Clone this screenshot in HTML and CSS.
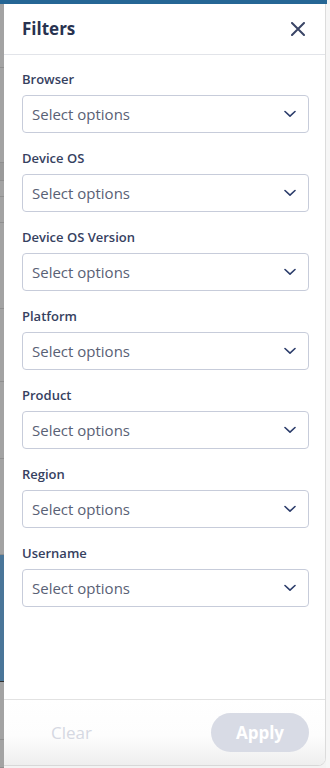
FILE: index.html
```html
<!DOCTYPE html>
<html lang="en">
<head>
<meta charset="utf-8">
<title>Filters</title>
<link rel="stylesheet" href="styles.css">
</head>
<body>
<div class="topbar"></div>
<div class="frame">
  <div class="backdrop">
    <div class="bd-seg" style="height:64px"></div>
    <div class="bd-seg" style="height:95px"></div>
    <div class="bd-seg dark" style="height:18px"></div>
    <div class="bd-seg" style="height:16px"></div>
    <div class="bd-seg" style="height:26px"></div>
    <div class="bd-seg" style="height:86px"></div>
    <div class="bd-seg" style="height:73px"></div>
    <div class="bd-seg" style="height:77px"></div>
    <div class="bd-seg" style="height:96px"></div>
    <div class="bd-seg blue" style="height:127px"></div>
    <div class="bd-seg" style="height:58px"></div>
    <div class="bd-seg" style="height:28px"></div>
  </div>
  <aside class="panel">
    <header class="panel-header">
      <h1 class="title">Filters</h1>
      <button class="close" aria-label="Close">
        <svg width="14" height="14" viewBox="0 0 14 14"><path d="M1 1 L13 13 M13 1 L1 13" stroke="#3a4566" stroke-width="2" fill="none" stroke-linecap="round"/></svg>
      </button>
    </header>
    <div class="panel-body">
      <div class="field">
        <label class="label">Browser</label>
        <div class="select"><span>Select options</span><svg class="chev" width="12" height="8" viewBox="0 0 12 8"><path d="M1 1.5 L6 6.2 L11 1.5" stroke="#2c3d6b" stroke-width="1.6" fill="none" stroke-linecap="round" stroke-linejoin="round"/></svg></div>
      </div>
      <div class="field">
        <label class="label">Device OS</label>
        <div class="select"><span>Select options</span><svg class="chev" width="12" height="8" viewBox="0 0 12 8"><path d="M1 1.5 L6 6.2 L11 1.5" stroke="#2c3d6b" stroke-width="1.6" fill="none" stroke-linecap="round" stroke-linejoin="round"/></svg></div>
      </div>
      <div class="field">
        <label class="label">Device OS Version</label>
        <div class="select"><span>Select options</span><svg class="chev" width="12" height="8" viewBox="0 0 12 8"><path d="M1 1.5 L6 6.2 L11 1.5" stroke="#2c3d6b" stroke-width="1.6" fill="none" stroke-linecap="round" stroke-linejoin="round"/></svg></div>
      </div>
      <div class="field">
        <label class="label">Platform</label>
        <div class="select"><span>Select options</span><svg class="chev" width="12" height="8" viewBox="0 0 12 8"><path d="M1 1.5 L6 6.2 L11 1.5" stroke="#2c3d6b" stroke-width="1.6" fill="none" stroke-linecap="round" stroke-linejoin="round"/></svg></div>
      </div>
      <div class="field">
        <label class="label">Product</label>
        <div class="select"><span>Select options</span><svg class="chev" width="12" height="8" viewBox="0 0 12 8"><path d="M1 1.5 L6 6.2 L11 1.5" stroke="#2c3d6b" stroke-width="1.6" fill="none" stroke-linecap="round" stroke-linejoin="round"/></svg></div>
      </div>
      <div class="field">
        <label class="label">Region</label>
        <div class="select"><span>Select options</span><svg class="chev" width="12" height="8" viewBox="0 0 12 8"><path d="M1 1.5 L6 6.2 L11 1.5" stroke="#2c3d6b" stroke-width="1.6" fill="none" stroke-linecap="round" stroke-linejoin="round"/></svg></div>
      </div>
      <div class="field">
        <label class="label">Username</label>
        <div class="select"><span>Select options</span><svg class="chev" width="12" height="8" viewBox="0 0 12 8"><path d="M1 1.5 L6 6.2 L11 1.5" stroke="#2c3d6b" stroke-width="1.6" fill="none" stroke-linecap="round" stroke-linejoin="round"/></svg></div>
      </div>
    </div>
    <footer class="panel-footer">
      <button class="btn-clear">Clear</button>
      <button class="btn-apply">Apply</button>
    </footer>
  </aside>
  <div class="edge"></div>
</div>
</body>
</html>
```

FILE: styles.css
```css
* { box-sizing: border-box; }
html, body { margin: 0; padding: 0; }
body {
  width: 330px;
  height: 768px;
  overflow: hidden;
  background: #f3f3f3;
  font-family: "Open Sans", "Noto Sans", sans-serif;
}
.topbar {
  height: 4px;
  width: 327px;
  background: #256695;
}
.frame {
  display: flex;
  height: 764px;
}
.backdrop {
  width: 4px;
  display: flex;
  flex-direction: column;
}
.bd-seg {
  background: #a3a3a3;
  border-bottom: 1px solid #8f8f8f;
}
.bd-seg.dark { background: #9a9a9a; }
.bd-seg.blue { background: #4a7699; border-bottom: 1px solid #333; }
.panel {
  width: 322px;
  height: 762px;
  background: #fff;
  border-right: 1px solid #dcdcdc;
  border-bottom: 1px solid #d8d8d8;
  border-bottom-right-radius: 8px;
  display: flex;
  flex-direction: column;
  overflow: hidden;
}
.edge {
  flex: 1;
  background: #f6f6f6;
}
.panel-header {
  height: 51px;
  border-bottom: 1px solid #e2e4e9;
  display: flex;
  align-items: center;
  justify-content: space-between;
  padding: 0 20px 0 18px;
}
.title {
  margin: 0;
  font-size: 17px;
  font-weight: 700;
  color: #283350;
  line-height: 22px;
}
.close {
  border: 0;
  background: none;
  padding: 0;
  width: 14px;
  height: 14px;
  display: flex;
}
.panel-body {
  flex: 1;
  padding: 16px 16px 0 18px;
  display: flex;
  flex-direction: column;
  gap: 17px;
}
.field {
  display: flex;
  flex-direction: column;
  gap: 8px;
}
.label {
  font-size: 13px;
  font-weight: 600;
  line-height: 16px;
  color: #36415f;
}
.select {
  height: 38px;
  border: 1px solid #c7ccda;
  border-radius: 4px;
  display: flex;
  align-items: center;
  justify-content: space-between;
  padding: 0 12px 0 9px;
  font-size: 15px;
  color: #596175;
}
.chev { display: block; }
.panel-footer {
  height: 66px;
  border-top: 1px solid #e2e2e2;
  background: linear-gradient(#ffffff 0%, #fdfdfd 55%, #eeeeee 100%);
  display: flex;
  align-items: flex-start;
  justify-content: space-between;
  padding: 13px 16px 0 18px;
}
.btn-clear {
  border: 0;
  background: none;
  font-family: inherit;
  font-size: 17px;
  color: #d5d8e2;
  height: 39px;
  padding: 0 0 0 29px;
}
.btn-apply {
  border: 0;
  width: 98px;
  height: 39px;
  border-radius: 20px;
  background: #d8dbe5;
  color: #fff;
  font-family: inherit;
  font-size: 17px;
  font-weight: 700;
}
```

**WHAT THE EXERCISE ASKS**: Without the pictures, write out the whole listing above exactly as it appears.

**TASK SOLUTION**:
Clone this screenshot in HTML and CSS.
FILE: index.html
```html
<!DOCTYPE html>
<html lang="en">
<head>
<meta charset="utf-8">
<title>Filters</title>
<link rel="stylesheet" href="styles.css">
</head>
<body>
<div class="topbar"></div>
<div class="frame">
  <div class="backdrop">
    <div class="bd-seg" style="height:64px"></div>
    <div class="bd-seg" style="height:95px"></div>
    <div class="bd-seg dark" style="height:18px"></div>
    <div class="bd-seg" style="height:16px"></div>
    <div class="bd-seg" style="height:26px"></div>
    <div class="bd-seg" style="height:86px"></div>
    <div class="bd-seg" style="height:73px"></div>
    <div class="bd-seg" style="height:77px"></div>
    <div class="bd-seg" style="height:96px"></div>
    <div class="bd-seg blue" style="height:127px"></div>
    <div class="bd-seg" style="height:58px"></div>
    <div class="bd-seg" style="height:28px"></div>
  </div>
  <aside class="panel">
    <header class="panel-header">
      <h1 class="title">Filters</h1>
      <button class="close" aria-label="Close">
        <svg width="14" height="14" viewBox="0 0 14 14"><path d="M1 1 L13 13 M13 1 L1 13" stroke="#3a4566" stroke-width="2" fill="none" stroke-linecap="round"/></svg>
      </button>
    </header>
    <div class="panel-body">
      <div class="field">
        <label class="label">Browser</label>
        <div class="select"><span>Select options</span><svg class="chev" width="12" height="8" viewBox="0 0 12 8"><path d="M1 1.5 L6 6.2 L11 1.5" stroke="#2c3d6b" stroke-width="1.6" fill="none" stroke-linecap="round" stroke-linejoin="round"/></svg></div>
      </div>
      <div class="field">
        <label class="label">Device OS</label>
        <div class="select"><span>Select options</span><svg class="chev" width="12" height="8" viewBox="0 0 12 8"><path d="M1 1.5 L6 6.2 L11 1.5" stroke="#2c3d6b" stroke-width="1.6" fill="none" stroke-linecap="round" stroke-linejoin="round"/></svg></div>
      </div>
      <div class="field">
        <label class="label">Device OS Version</label>
        <div class="select"><span>Select options</span><svg class="chev" width="12" height="8" viewBox="0 0 12 8"><path d="M1 1.5 L6 6.2 L11 1.5" stroke="#2c3d6b" stroke-width="1.6" fill="none" stroke-linecap="round" stroke-linejoin="round"/></svg></div>
      </div>
      <div class="field">
        <label class="label">Platform</label>
        <div class="select"><span>Select options</span><svg class="chev" width="12" height="8" viewBox="0 0 12 8"><path d="M1 1.5 L6 6.2 L11 1.5" stroke="#2c3d6b" stroke-width="1.6" fill="none" stroke-linecap="round" stroke-linejoin="round"/></svg></div>
      </div>
      <div class="field">
        <label class="label">Product</label>
        <div class="select"><span>Select options</span><svg class="chev" width="12" height="8" viewBox="0 0 12 8"><path d="M1 1.5 L6 6.2 L11 1.5" stroke="#2c3d6b" stroke-width="1.6" fill="none" stroke-linecap="round" stroke-linejoin="round"/></svg></div>
      </div>
      <div class="field">
        <label class="label">Region</label>
        <div class="select"><span>Select options</span><svg class="chev" width="12" height="8" viewBox="0 0 12 8"><path d="M1 1.5 L6 6.2 L11 1.5" stroke="#2c3d6b" stroke-width="1.6" fill="none" stroke-linecap="round" stroke-linejoin="round"/></svg></div>
      </div>
      <div class="field">
        <label class="label">Username</label>
        <div class="select"><span>Select options</span><svg class="chev" width="12" height="8" viewBox="0 0 12 8"><path d="M1 1.5 L6 6.2 L11 1.5" stroke="#2c3d6b" stroke-width="1.6" fill="none" stroke-linecap="round" stroke-linejoin="round"/></svg></div>
      </div>
    </div>
    <footer class="panel-footer">
      <button class="btn-clear">Clear</button>
      <button class="btn-apply">Apply</button>
    </footer>
  </aside>
  <div class="edge"></div>
</div>
</body>
</html>
```

FILE: styles.css
```css
* { box-sizing: border-box; }
html, body { margin: 0; padding: 0; }
body {
  width: 330px;
  height: 768px;
  overflow: hidden;
  background: #f3f3f3;
  font-family: "Open Sans", "Noto Sans", sans-serif;
}
.topbar {
  height: 4px;
  width: 327px;
  background: #256695;
}
.frame {
  display: flex;
  height: 764px;
}
.backdrop {
  width: 4px;
  display: flex;
  flex-direction: column;
}
.bd-seg {
  background: #a3a3a3;
  border-bottom: 1px solid #8f8f8f;
}
.bd-seg.dark { background: #9a9a9a; }
.bd-seg.blue { background: #4a7699; border-bottom: 1px solid #333; }
.panel {
  width: 322px;
  height: 762px;
  background: #fff;
  border-right: 1px solid #dcdcdc;
  border-bottom: 1px solid #d8d8d8;
  border-bottom-right-radius: 8px;
  display: flex;
  flex-direction: column;
  overflow: hidden;
}
.edge {
  flex: 1;
  background: #f6f6f6;
}
.panel-header {
  height: 51px;
  border-bottom: 1px solid #e2e4e9;
  display: flex;
  align-items: center;
  justify-content: space-between;
  padding: 0 20px 0 18px;
}
.title {
  margin: 0;
  font-size: 17px;
  font-weight: 700;
  color: #283350;
  line-height: 22px;
}
.close {
  border: 0;
  background: none;
  padding: 0;
  width: 14px;
  height: 14px;
  display: flex;
}
.panel-body {
  flex: 1;
  padding: 16px 16px 0 18px;
  display: flex;
  flex-direction: column;
  gap: 17px;
}
.field {
  display: flex;
  flex-direction: column;
  gap: 8px;
}
.label {
  font-size: 13px;
  font-weight: 600;
  line-height: 16px;
  color: #36415f;
}
.select {
  height: 38px;
  border: 1px solid #c7ccda;
  border-radius: 4px;
  display: flex;
  align-items: center;
  justify-content: space-between;
  padding: 0 12px 0 9px;
  font-size: 15px;
  color: #596175;
}
.chev { display: block; }
.panel-footer {
  height: 66px;
  border-top: 1px solid #e2e2e2;
  background: linear-gradient(#ffffff 0%, #fdfdfd 55%, #eeeeee 100%);
  display: flex;
  align-items: flex-start;
  justify-content: space-between;
  padding: 13px 16px 0 18px;
}
.btn-clear {
  border: 0;
  background: none;
  font-family: inherit;
  font-size: 17px;
  color: #d5d8e2;
  height: 39px;
  padding: 0 0 0 29px;
}
.btn-apply {
  border: 0;
  width: 98px;
  height: 39px;
  border-radius: 20px;
  background: #d8dbe5;
  color: #fff;
  font-family: inherit;
  font-size: 17px;
  font-weight: 700;
}
```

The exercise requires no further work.